Presque tous les parents ou grands-parents ont vu passer sur leur écran le film pour enfants Charlie et la chocolaterie, tiré de l’oeuvre de Roald Dahl. Or, celle-ci et son auteur viennent de subir une attaque en règle des chasseurs d’impuretés sémantiques, les nouveaux censeurs. L’oeuvre de Dahl aura bientôt un quart de siècle et certains mots, qui étaient impunément utilisés à l’époque, sont bannis aujourd’hui. Les nouvelles éditions ne contiendront plus le mot grosse, il a été remplacé par le mot… énorme !
Lorsque ma fille lisait des Comtesse de Ségur, elle me disait : « C’est curieux le langage que les adultes utilisaient avec les enfants à l’époque. » Elle avait compris que ça pouvait être différent d’aujourd’hui et, en même temps, elle découvrait le chemin de l’histoire, car connaître l’histoire, c’est explorer le passé dans toutes ses composantes pour mieux nous aider à savoir qui nous sommes et où nous allons. Comment faire comprendre le passé si on lui enlève les traces de son identité ? Les époques antérieures ont une identité différente de la nôtre et, en enlevant ou en maquillant ce qui faisait le passé, on triche. Les censeurs sont des tricheurs.
Pouvons-nous imaginer entendre dans la bouche du Survenant, le personnage-titre d’un téléroman de 1953, lancer un « Nèveurmagne, tabarnak ! » Absolument pas, car ce serait un anachronisme grave que de lui faire dire un juron alors interdit et inimaginable sur nos écrans, mais qu’aujourd’hui on peut lire et entendre sur les écrans de Netflix et souvent assorti d’un « crisse » bien senti !

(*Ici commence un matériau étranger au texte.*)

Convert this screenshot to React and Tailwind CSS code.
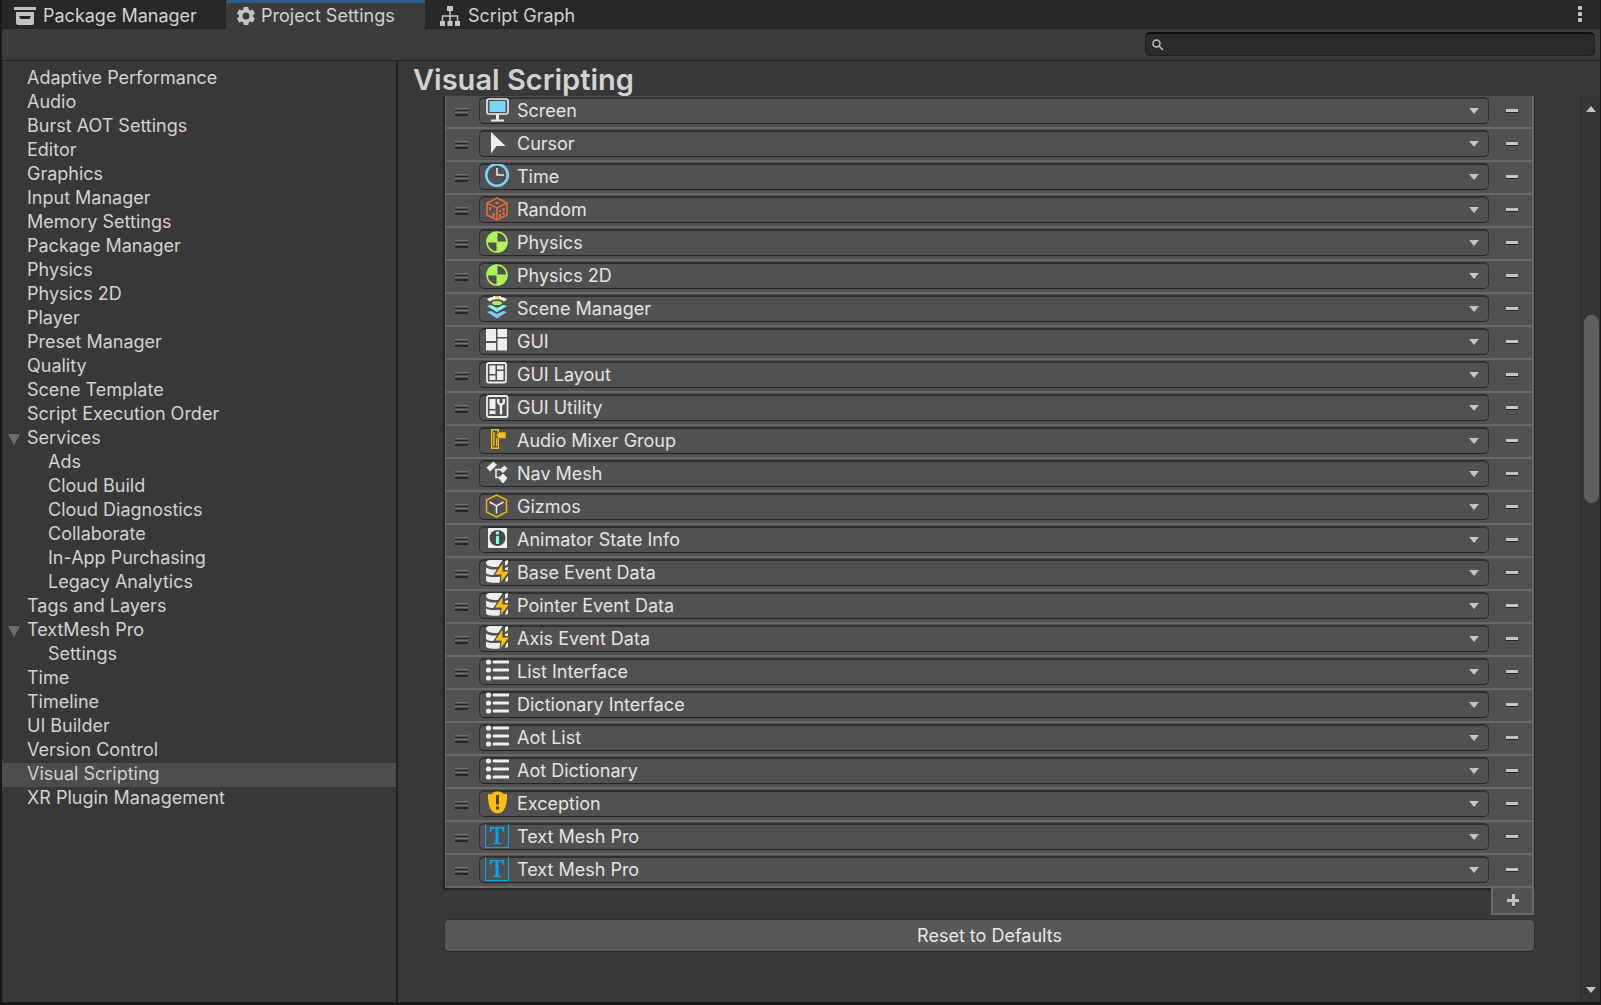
const SIDEBAR = [
  ["Adaptive Performance"], ["Audio"], ["Burst AOT Settings"], ["Editor"], ["Graphics"], ["Input Manager"],
  ["Memory Settings"], ["Package Manager"], ["Physics"], ["Physics 2D"], ["Player"], ["Preset Manager"],
  ["Quality"], ["Scene Template"], ["Script Execution Order"], ["Services", "group"], ["Ads", "child"],
  ["Cloud Build", "child"], ["Cloud Diagnostics", "child"], ["Collaborate", "child"],
  ["In-App Purchasing", "child"], ["Legacy Analytics", "child"], ["Tags and Layers"],
  ["TextMesh Pro", "group"], ["Settings", "child"], ["Time"], ["Timeline"], ["UI Builder"],
  ["Version Control"], ["Visual Scripting", "selected"], ["XR Plugin Management"],
];

const W = "#eeeeee";
const BG = "#515151";

const ballIcon = (
  <>
    <circle cx="12" cy="12" r="10" fill="none" stroke="#aef359" strokeWidth="1.600" />
    <path d="M12 12V1.500A10.500 10.500 0 0 0 1.500 12zM12 12V22.500A10.500 10.500 0 0 0 22.500 12z" fill="#aef359" />
    <path d="M12 2v20M2 12h20" stroke="#aef359" />
  </>
);
const eventIcon = (
  <>
    <path d="M1 2.500C1 0 5-.5 12-.5h6L13 7C8 7.500 1 6.500 1 2.500z" fill={W} />
    <path d="M1 7.500c4 2 7 2.300 11 2L9 15c-4 0-7-.5-8-2zM1 15.500c2 1.300 5 1.800 14 1.300v5.700C8 23 1 23 1 20z" fill={W} />
    <path d="M20 1l3-1v4l-3 2zM20 8l3-1v3h-3zM21 18l2-2v5l-3 1z" fill={W} />
    <path d="M18 2L9 15h7l-1 9 10-13h-7z" fill="#fdbf0f" stroke={BG} strokeWidth="1.200" />
  </>
);
const listIcon = (
  <>
    <path d="M9 3h14M9 11h14M9 19h14" stroke={W} strokeWidth="3" strokeLinecap="round" />
    <circle cx="3.500" cy="3" r="2.600" fill={W} />
    <circle cx="3.500" cy="11" r="2.600" fill={W} />
    <circle cx="3.500" cy="19" r="2.600" fill={W} />
  </>
);
const tmpIcon = (
  <>
    <path d="M.5 0v23.500h23V0" fill="none" stroke="#00a8f3" />
    <path d="M5 3h14v5h-1c-.5-3-1.500-3.700-4.500-3.700V17c0 1.700.5 2 2.500 2v1H8v-1c2 0 2.500-.3 2.500-2V4.300C7.500 4.300 6.500 5 6 8H5z" fill="#00a8f3" />
  </>
);

const ICONS = {
  screen: (
    <>
      <rect x="2" y="1" width="21" height="15" rx="2" fill="none" stroke={W} strokeWidth="1.600" />
      <rect x="4.500" y="3" width="16" height="11" fill="#7dd3ff" />
      <path d="M12.500 16v5.500M6 22.500h13" stroke={W} strokeWidth="2" />
      <path d="M12.500 16v5" stroke={W} strokeWidth="3" />
    </>
  ),
  cursor: <path d="M6 1v21.500l5.500-7.500 9 0z" fill={W} />,
  time: (
    <>
      <circle cx="12" cy="11" r="10.800" fill="none" stroke="#7dd3ff" strokeWidth="2.600" />
      <path d="M12 4v7h7" fill="none" stroke={W} strokeWidth="1.600" />
    </>
  ),
  random: (
    <g fill="none" stroke="#f26a3d" strokeWidth="1.500">
      <path d="M12 1l10 5v12l-10 5-10-5V6zM2 6l10 5 10-5M12 11v12" />
      <path d="M10.500 6h3M5 10v3M8.500 16v4M15 13v2M18.500 11v3M15 17v3M18.500 15v3" strokeWidth="2" />
    </g>
  ),
  ball: ballIcon,
  scene: (
    <>
      <path d="M2 3.500C5-.5 19-.5 22 3.500l-3 2C16 2.500 8 2.500 5 5.500z" fill={W} />
      <path d="M8 0h8v3H8z" fill={W} />
      <path d="M10 0h4v1.500h-4z" fill="#fdbf0f" />
      <ellipse cx="12" cy="7" rx="5" ry="2" fill="#aef359" />
      <path d="M2 10l4-1 6 3 6-3 4 1-10 6z" fill="#7dfff0" />
      <path d="M2 16l4-1 6 3 6-3 4 1-10 6.500z" fill="#7dc8f8" />
    </>
  ),
  gui: <path d="M1 0h10v12H1zM1 14h10v7.500H1zM12.500 0H22v8h-9.500zM12.500 9.500H22v12h-9.500z" fill={W} />,
  guiLayout: (
    <>
      <rect x="2" y="1" width="19" height="19.500" rx="1.500" fill="none" stroke={W} strokeWidth="1.800" />
      <path d="M4.500 3.500h6v8.500h-6zM4.500 13.500h6v4.500h-6zM12 3.500h6.500v4H12zM12 9h6.500v9H12z" fill={W} />
    </>
  ),
  guiUtility: (
    <>
      <rect x="2" y="1" width="20.500" height="21" rx="1.500" fill="none" stroke={W} strokeWidth="1.800" />
      <path d="M4.500 4h6v10h-6zM4.500 15.500h6V19h-6z" fill={W} />
      <path d="M12 4h2.500v4h3V4H20v4l-2.800 3v8.500h-2.400V11L12 8z" fill={W} />
    </>
  ),
  mixer: (
    <>
      <path d="M6.700 1.700h6.600v18.600H6.700zM9 4v14" fill="none" stroke="#fdbf0f" strokeWidth="1.400" />
      <path d="M11 7l3-3h7v6.500h-7z" fill="#fdbf0f" stroke={BG} strokeWidth=".6" />
      <path d="M11.500 10v8" stroke="#fdbf0f" />
    </>
  ),
  nav: (
    <>
      <path d="M1.500 6.500L8.500.5l3.500 3.500-7 6.500z" fill={W} />
      <path d="M10 8.500h9M11 8.500v8h8" fill="none" stroke={W} strokeWidth="1.500" />
      <path d="M15 9l4.500-4 2.500 2.500-4 4zM14 17l4-4 4 4-4 5z" fill={W} stroke={W} strokeLinejoin="round" />
    </>
  ),
  gizmos: (
    <>
      <path d="M11.500 1L21.500 6v12l-10 5-10-5V6z" fill="none" stroke="#eeb31a" strokeWidth="1.500" />
      <path d="M4.500 8l7 4 7-4M11.500 12v7.500" fill="none" stroke={W} strokeWidth="1.500" />
    </>
  ),
  info: (
    <>
      <rect x="3" y="1" width="19" height="20" fill={W} />
      <circle cx="12.500" cy="11" r="8" fill="#484848" />
      <path d="M11 4.500h3v3h-3zM11 9h3v8h-3z" fill="#7dfff0" />
    </>
  ),
  event: eventIcon,
  list: listIcon,
  exception: (
    <>
      <path d="M7.500 2.500C8 1 9.500.5 12.500.5s4.500.5 5 2c1.500.5 3 1 4.500.5.500 9-2 19.500-9.500 19.500S2.500 12 3 3c1.500.5 3 0 4.500-.5z" fill="#fdbf0f" />
      <path d="M11 4h3v9.500h-3zM11 15.500h3v3h-3z" fill="#484848" />
    </>
  ),
  tmp: tmpIcon,
};

const TYPES = [
  ["Screen", "screen"], ["Cursor", "cursor"], ["Time", "time"], ["Random", "random"], ["Physics", "ball"],
  ["Physics 2D", "ball"], ["Scene Manager", "scene"], ["GUI", "gui"], ["GUI Layout", "guiLayout"],
  ["GUI Utility", "guiUtility"], ["Audio Mixer Group", "mixer"], ["Nav Mesh", "nav"], ["Gizmos", "gizmos"],
  ["Animator State Info", "info"], ["Base Event Data", "event"], ["Pointer Event Data", "event"],
  ["Axis Event Data", "event"], ["List Interface", "list"], ["Dictionary Interface", "list"],
  ["Aot List", "list"], ["Aot Dictionary", "list"], ["Exception", "exception"],
  ["Text Mesh Pro", "tmp"], ["Text Mesh Pro", "tmp"],
];

function Arrow({ up, className = "" }) {
  return (
    <svg viewBox="0 0 10 6" className={`h-[6px] w-[10px] shrink-0 ${className}`} aria-hidden="true">
      <path d={up ? "M0 6h10L5 0z" : "M0 0h10L5 6z"} fill="#c4c4c4" />
    </svg>
  );
}

function TypeRow({ label, icon }) {
  return (
    <li className="flex h-[33px] items-start border-b-2 border-[#696969] pt-px">
      <span className="mt-[11px] ml-[9px] flex h-2 w-[13px] shrink-0 flex-col justify-between" aria-hidden="true">
        <span className="h-[3px] border-t border-b border-t-[#707070] border-b-[#262626]" />
        <span className="h-[4px] border-t border-b-2 border-t-[#707070] border-b-[#262626]" />
      </span>
      <div className="relative ml-[11px] h-[27px] min-w-0 flex-1">
        <select
          aria-label={`${label} type`}
          className="h-full w-full appearance-none rounded-[5px] border border-t-2 border-[#303030] border-b-[#242424] bg-[#515151] pl-[37px] text-[18px] leading-6 text-[#e4e4e4] outline-none"
        >
          <option>{label}</option>
        </select>
        <svg viewBox="0 0 24 24" className="pointer-events-none absolute top-[1px] left-[6px] size-6" aria-hidden="true">
          {ICONS[icon]}
        </svg>
        <Arrow className="pointer-events-none absolute top-[11px] right-[10px]" />
      </div>
      <button type="button" aria-label={`Remove ${label}`} className="flex h-7 w-[43px] shrink-0 items-center justify-center pl-[2px]">
        <span className="h-1 w-3 border-b border-[#262626] bg-[#c4c4c4]" />
      </button>
    </li>
  );
}

export default function App() {
  return (
    <div className="flex min-h-screen flex-col border-r border-b-[3px] border-l-2 border-[#191919] bg-[#383838] font-['Inter',sans-serif] text-[18px] text-[#d2d2d2]">
      <nav className="flex h-[29px] items-stretch border-b border-[#232323] bg-[#282828]" aria-label="Windows">
        <button type="button" className="flex w-[224px] items-center gap-[7px] border-r border-[#232323] pt-1 pl-3 leading-6">
          <svg viewBox="0 0 22 18" className="h-[18px] w-[22px]" aria-hidden="true">
            <path d="M0 0h22v3H0z" fill="#c4c4c4" />
            <path d="M2 5h18v11a2 2 0 0 1-2 2H4a2 2 0 0 1-2-2zM5 9l1.500 3h9L17 9z" fill="#c4c4c4" fillRule="evenodd" />
          </svg>
          Package Manager
        </button>
        <button type="button" className="-mb-px flex w-[199px] items-center gap-[5px] border-t-[3px] border-[#2c5d87] bg-[#3c3c3c] pl-[10px] leading-6">
          <svg viewBox="0 0 20 20" className="size-5" aria-hidden="true">
            <path fillRule="evenodd" fill="#c4c4c4" d="M7.700 1h4.600l.5 2.700 1.300.8 2.600-1 2.300 4-2.100 1.700v1.600l2.100 1.700-2.300 4-2.600-1-1.300.8-.5 2.700H7.700l-.5-2.700-1.300-.8-2.600 1-2.300-4 2.100-1.700V9.200L1 7.500l2.300-4 2.600 1 1.300-.8zM10 6.500a3.500 3.500 0 1 0 0 7 3.500 3.500 0 0 0 0-7z" />
          </svg>
          Project Settings
        </button>
        <button type="button" className="flex items-center gap-2 pt-1 pl-[15px] leading-6">
          <svg viewBox="0 0 20 20" className="size-5" aria-hidden="true">
            <path d="M7 0h6v5H7zM0 15h5v5H0zM7.500 15h5v5h-5zM15 15h5v5h-5z" fill="#c4c4c4" />
            <path d="M10 5v10M2.500 15v-5h15v5" fill="none" stroke="#c4c4c4" strokeWidth="1.500" />
          </svg>
          Script Graph
        </button>
        <button type="button" aria-label="Menu" className="mr-[18px] ml-auto flex flex-col justify-center gap-[2px]">
          <span className="size-1 rounded-[1px] bg-[#c4c4c4]" />
          <span className="size-1 rounded-[1px] bg-[#c4c4c4]" />
          <span className="size-1 rounded-[1px] bg-[#c4c4c4]" />
        </button>
      </nav>

      <div className="flex h-8 items-start justify-end border-b border-[#232323] bg-[#3c3c3c] pt-[3px] pr-[5px]">
        <label className="flex h-6 w-[450px] items-center rounded-[5px] border border-t-2 border-[#1f1f1f] border-t-[#0d0d0d] bg-[#2a2a2a] pl-[6px]">
          <svg viewBox="0 0 12 12" className="size-3" aria-hidden="true">
            <circle cx="4.500" cy="4.500" r="3.500" fill="none" stroke="#c4c4c4" strokeWidth="1.500" />
            <path d="M7 7l4 4" stroke="#c4c4c4" strokeWidth="1.500" />
          </svg>
          <input type="text" aria-label="Search settings" className="min-w-0 flex-1 bg-transparent px-2 outline-none" />
        </label>
      </div>

      <div className="flex flex-1">
        <ul className="w-[396px] shrink-0 border-r-2 border-[#202020] pt-[6px]">
          {SIDEBAR.map(([label, kind]) => (
            <li key={label} className={kind === "selected" ? "bg-[#4d4d4d]" : ""}>
              <button type="button" className={`flex h-6 w-full items-start text-left leading-[22px] ${kind === "child" ? "pl-[46px]" : kind === "group" ? "pl-[6px]" : "pl-[25px]"}`}>
                {kind === "group" && (
                  <svg viewBox="0 0 12 11" className="mt-[7px] mr-[7px] h-[11px] w-3" aria-hidden="true">
                    <path d="M0 0h12L6 11z" fill="#6c6c6c" />
                  </svg>
                )}
                {label}
              </button>
            </li>
          ))}
        </ul>

        <main className="flex min-w-0 flex-1 flex-col">
          <h1 className="h-[35px] pl-[15px] text-[29px] leading-[38px] font-semibold">Visual Scripting</h1>
          <div className="flex flex-1">
            <div className="mr-[45px] ml-[45px] min-w-0 flex-1">
              <div className="border-r border-b-2 border-l-2 border-[#242424] bg-[#515151]">
                <ul className="border-r-2 border-l border-[#696969]">
                  {TYPES.map(([label, icon], i) => (
                    <TypeRow key={i} label={label} icon={icon} />
                  ))}
                </ul>
              </div>
              <div className="flex justify-end pr-px">
                <button type="button" aria-label="Add type" className="-mt-[2px] flex h-[27px] w-[43px] items-center justify-center border-2 border-t-0 border-[#696969] bg-[#515151]">
                  <svg viewBox="0 0 12 13" className="h-[13px] w-3" aria-hidden="true">
                    <path d="M0 9h5v4h3V9h4" fill="#262626" />
                    <path d="M5 0h3v5h4v3H8v4H5V8H0V5h5z" fill="#c4c4c4" />
                  </svg>
                </button>
              </div>
              <div className="mt-1 flex pl-px">
                <button type="button" className="h-[33px] flex-1 rounded-[5px] border border-[#303030] border-b-[#242424] bg-[#585858] text-[#e8e8e8]">
                  Reset to Defaults
                </button>
              </div>
            </div>
            <div className="flex w-5 shrink-0 flex-col items-center border-l-2 border-[#303030] bg-[#353535] pt-[10px] pb-[9px]">
              <Arrow up />
              <div className="mt-[203px] h-[188px] w-[15px] rounded-full bg-[#5f5f5f]" />
              <Arrow className="mt-auto" />
            </div>
          </div>
        </main>
      </div>
    </div>
  );
}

Inversement, on ne peut enlever au passé ce qui pourrait choquer certaines âmes sensibles d’aujourd’hui. Par exemple, on ne doit pas toucher au monologue antiraciste Nigger Black d’Yvon Deschamps sous prétexte que le mot Nigger y est prononcé. Ce mot nous permet d’apprendre aux gens d’aujourd’hui qu’à une autre époque, les gens avaient une faculté, celle de percevoir le deuxième degré de certains propos. Quand les leaders des mouvements noirs américains ont reconnu des éléments de leur lutte dans le mouvement de libération des Québécois contre le colonialisme, ils n’ont pas été choqués par le titre du livre de Pierre Vallières, Nègres blancs d’Amérique. Au contraire, ils l’ont encensé. Modifier ou censurer les oeuvres passées, c’est aussi grave que l’élimination par Staline de la tête de ceux qu’il considérait des adversaires sur les photos qui allaient ensuite entrer dans les livres d’histoire.